Estás equivocada. Mi sensación es que esas palabras están siendo rugidas en mi oído.
Me hallo en medio de una discusión tormentosa con EL director. Sólo acierto a respirar, lento muy lento y mientras rueda la ronca tempestad, como diría Zorrilla, me atrevo a pedir:
“Por favor, podrías, aunque solo fuera una vez, decir que estamos viendo
este tema desde puntos de vista distintos en vez de decir que estoy equivocada. Me ayudaría mucho a no sentirme agredida”.
Silencio. Pero no del que amaina la tormenta.
“Podría, pero es que, en este caso, estás equivocada y yo tengo razón”.
¿Hasta cuándo estamos dispuestos a tener razón? ¿Cuánto vamos a castigar al otro? ¿Por qué sólo nos sirve acabar la discusión con una pieza de caza, tu opinión, ensartada en el tridente de mi razón?

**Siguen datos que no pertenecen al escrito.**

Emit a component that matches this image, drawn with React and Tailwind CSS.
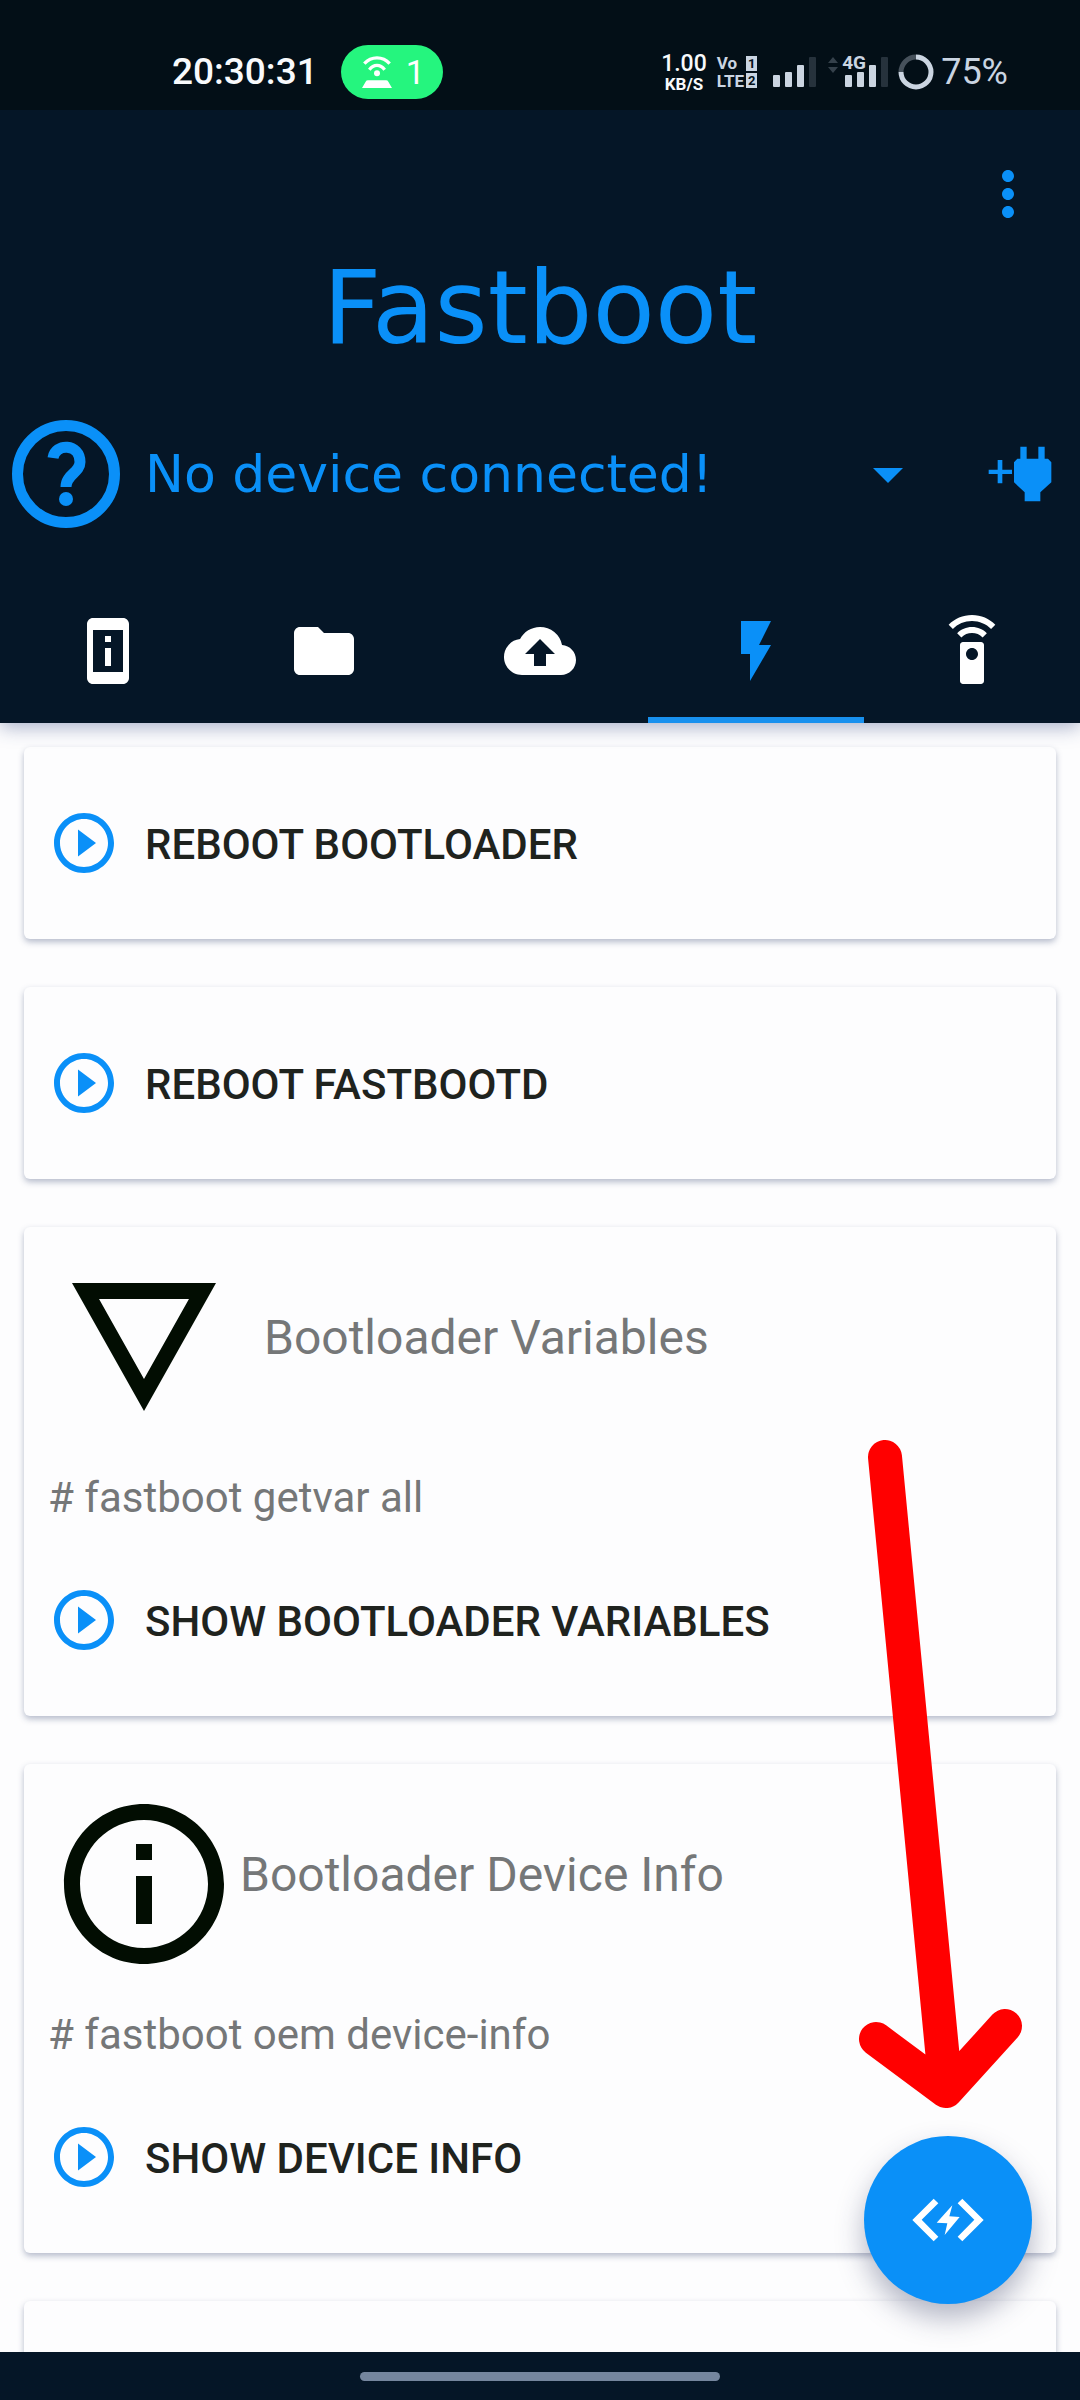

En una discusión ¿qué papel le reservamos al otro? ¿Qué le pasa a la
relación cuando nos tratamos como contrincantes a abatir? El cerebro humano lucha cada minuto de nuestro día para mantenernos con vida hasta el siguiente.
Si se activa nuestra amígdala ya sólo nos quedará luchar, huir o quedarnos
paralizados. ¿Cómo de eficaz es una discusión así?
A menos que vaya a ser la última, y es carísimo perder un trabajo cada
semana o firmar el divorcio dos veces al mes, deberíamos cuidar del otro. Sí. También en una discusión.
En casa, con tu hermano, con tu madre o tu marido, con tu mujer o tu
compañero de trabajo ¿qué ganamos cuándo dejamos al otro sin ninguna
posibilidad? Solo le queda defenderse. Batirse en duelo por el orgullo herido, el ego sufriente. Y si queremos volver a mirarnos, tocarnos, hablarnos, entendernos ¿cuánto daño estamos dispuestos a hacernos? ¿cuánto tendremos que superar si nos permitimos llegar a la estocada final? Hasta donde queramos llegar determinará el punto de partida desde el que deberemos volver a construir.
En mitad de la discusión me siento hoy muy humana y me duelo pensando que voy a continuar defendiendo mi idea. Hasta que me oigo pedir hablar de puntos de vista en vez de equivocaciones. Me concentro en mi ira. Nace en el estómago, sube hasta abrazarme todo el cuello. Me tensa las muñecas y las rodillas. El corazón late deprisa y mi voz es curiosamente más grave pero no acogedora. Soy plenamente consciente de mi emoción. Y me doy cuenta.
He colaborado en esto. He permitido que la conversación llegue a un punto en el que ambos entendemos que sólo puede quedar uno. Tengo dos minutos para decidir con qué actor voy a quedarme. Y ya lo sé. Hoy voy a ser Sean Connery y él Christopher Lambert.
Al salir de la sala casi llegan los acordes… Who waits forever anyway?